The sustainability of giving
Maria Carmen, Innovation Advisor of the Menstrual Health Hub (a German female health nonprofit), when asked by Entrepot about the Pads for Lebanon project, points out that one-off distributions can be unsustainable, and that we should not overlook the underlying issues:
“Why is it that these women can’t access such products? How can we make sure the price becomes more accessible and the whole idea of menstruation is less stigmatized so that even in households girls and women feel confident enough to ask their parents/husbands to buy pads or can do so themselves?”
Indeed, charity drives for goods have come under fire in the past for their paternalistic approach to the needs of their beneficiaries and for other unintended consequences, like making it unviable for local businesses to sell and produce their own goods.
Dr Jewellord Nem Singh, Assistant Professor of International Relations at Leiden University, points out that in-kind donations can be a way for the public and citizens to engage in charity while bypassing some of the typical problems associated with handling funds for the NGO sector.
“But what is perhaps more important is the need to be broadly self-critical and reflexive about the notion of ‘helping others’. We need to make sure that we ask those who need help to be able to make choices (and voice out) what they deem as needed, rather than us making assumptions about what these needs are.”
Zuzanna acknowledges these concerns, and believes that her consulting with Salam LADC on the needs of the women on the ground alleviates some of them. Furthermore, practical constraints such as taboos surrounding the use of menstrual products and the lacking infrastructure limit her options.
She shares, “I am aware that single-use sanitary pads or menstrual products are not the most optimal outcome, and I put a lot of thought into that. There are reusable products. But I think in projects like these, you have to make a trade-off between sustainability and quantity. And when it comes to the urgency of this situation, I think quantity is more important. My goal is to reach as many women as possible.”
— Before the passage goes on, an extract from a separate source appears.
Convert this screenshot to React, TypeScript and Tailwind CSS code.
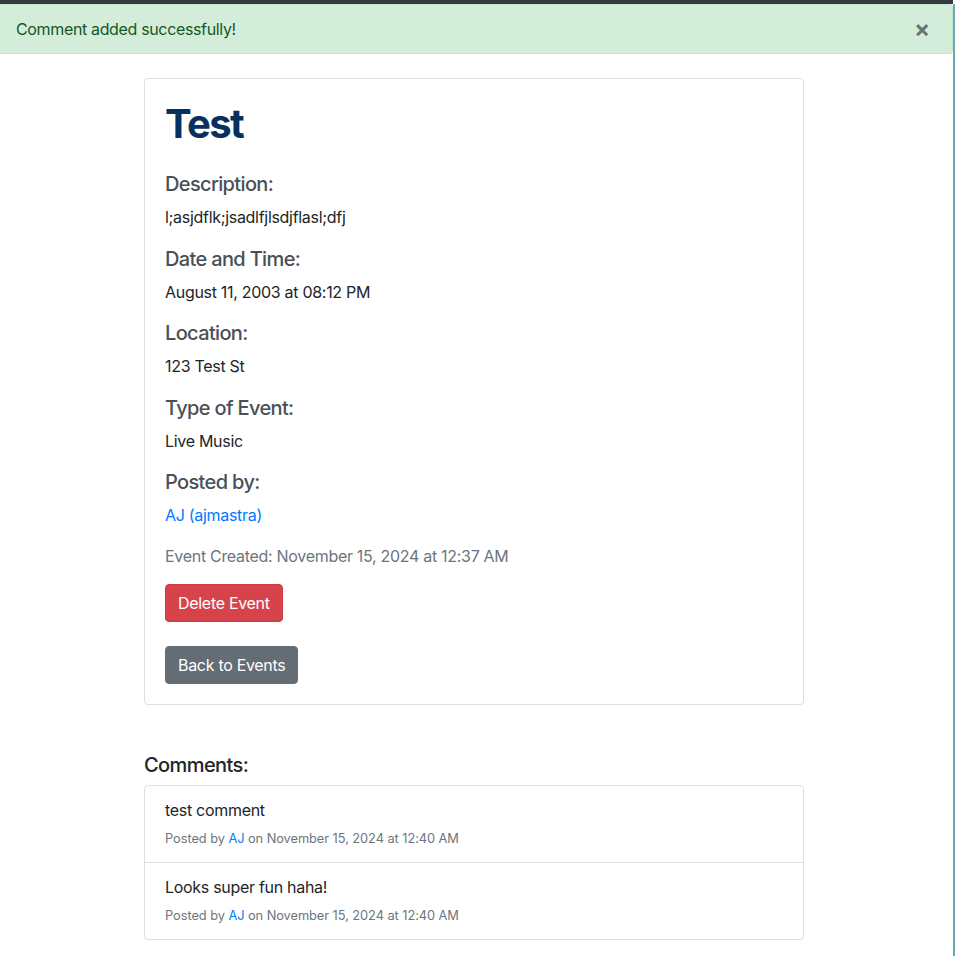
import React from "react";

const fields = [
  { label: "Description:", value: "l;asjdflk;jsadlfjlsdjflasl;dfj" },
  { label: "Date and Time:", value: "August 11, 2003 at 08:12 PM" },
  { label: "Location:", value: "123 Test St" },
  { label: "Type of Event:", value: "Live Music" },
];

const comments = [
  { text: "test comment", author: "AJ", date: "November 15, 2024 at 12:40 AM" },
  { text: "Looks super fun haha!", author: "AJ", date: "November 15, 2024 at 12:40 AM" },
];

export default function App() {
  return (
    <div className="flex min-h-[956px] bg-white font-['Inter',sans-serif] text-[#212529] tracking-[-0.3px]">
      <div className="flex-1 flex flex-col">
        <div className="h-[4px] bg-[#343a40]" />

        {/* flash message */}
        <div className="flex items-center justify-between h-[50px] pl-[16px] pr-[22px] bg-[#d4edda] border border-l-0 border-[#c3e6cb] rounded-r-[4px] text-[#155724] text-[16px] tracking-[-0.35px]">
          <span>Comment added successfully!</span>
          <span className="text-[24px] font-bold leading-none text-black/50">×</span>
        </div>

        <div className="ml-[144px] w-[660px] pt-[24px]">
          {/* event card */}
          <div className="border border-[#dfdfdf] rounded-[4px] p-[20px]">
            <h1 className="text-[40px] leading-[48px] font-bold text-[#06305e] mb-[24px] tracking-[-1.6px] mt-[1px]">Test</h1>
            {fields.map((f) => (
              <div key={f.label}>
                <h5 className="text-[20px] leading-[25px] font-medium text-[#495057] mb-[8px] tracking-[-0.65px]">{f.label}</h5>
                <p className="text-[16px] leading-[24px] mb-[17.5px]">{f.value}</p>
              </div>
            ))}
            <h5 className="text-[20px] leading-[25px] font-medium text-[#495057] mb-[8px] tracking-[-0.65px]">Posted by:</h5>
            <p className="text-[16px] leading-[24px] mb-[17px]">
              <a className="text-[#007bff]">AJ (ajmastra)</a>
            </p>
            <p className="text-[16px] leading-[24px] text-[#6c757d] mb-[16px]">Event Created: November 15, 2024 at 12:37 AM</p>
            <button className="h-[38px] px-[12px] rounded-[4px] bg-[#d6434b] border border-[#d13a42] text-white text-[16px] block">Delete Event</button>
            <button className="h-[38px] px-[12px] mt-[24px] rounded-[4px] bg-[#646c74] border border-[#646c74] text-white text-[16px] block">Back to Events</button>
          </div>

          {/* comments */}
          <h5 className="text-[20px] leading-[24px] font-medium mt-[48px] mb-[8px] tracking-[-0.6px]">Comments:</h5>
          <div className="border border-[#dfdfdf] rounded-[4px]">
            {comments.map((c, i) => (
              <div key={i} className={`px-[20px] pt-[12px] pb-[13px] ${i > 0 ? "border-t border-[#dfdfdf]" : ""}`}>
                <p className="text-[16px] leading-[24px] mb-[7px]">{c.text}</p>
                <p className="text-[12.8px] leading-[20px] text-[#6c757d] tracking-[-0.05px]">
                  Posted by <a className="text-[#007bff]">{c.author}</a> on {c.date}
                </p>
              </div>
            ))}
          </div>
        </div>
      </div>
      <div className="w-[2px] mt-[4px] bg-[#6aa8b6]" />
    </div>
  );
}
Maria Carmen notes, “However, I think it’s always great to see grassroots initiatives that sensitise people about how access to education and products for menstrual health is such a struggle for girls and women around the world. I believe the awareness raising aspect is fundamental.”
Shedding a light on taboo
The project has raised awareness and broken taboo in unlikely ways. While Entrepot was at her stand, a male student dropped by with two boxes of sanitary pads. Inspired to give, but never having bought any before, he explains that he had gotten (very) lost in Albert Heijn searching for the pads.
Dr Singh believes there is an important value in engaging with the general public and young people especially:
” We now live in a world where citizens feel disenfranchised and helpless in making a difference. Knowing that we can help others through small acts reinforce a sense of active citizenship, and this is really important in the context of rising populist nationalism and a reversal of globalism.”
According to study advisor Esther Blom, Pads for Lebanon is the first charity collection of its kind held at Wijnhaven. “There have been money collections and awareness actions but not as specific and successful as this one. It is amazing how actively people at Wijnhaven are in supporting Zuzanna on this.”
Maria Carmen of the Menstrual Health Hub challenges Leiden University students to go further and not look at menstrual health as an “issue of the poor”:
“Start speaking with your friends, colleagues and even families about it. We all need some taboo-breaking conversations when it comes to periods!”
She points out that there might be local (Dutch) populations that may be lacking comprehensive education about the menstrual cycle or access to quality and affordable products. “Why not look into how your university could support those?”
The overwhelming response to the project (in both donations and volunteers) has surprised Zuzanna, throwing a wrench in her initial plans to bring the pads as part of her luggage on the flight to Lebanon. At the time of publishing, she is drawing up new plans to transport the mass of goods to their intended beneficiaries.
Note: This article was edited on 15 May 2019 to reflect the addition of comments by Dr Singh.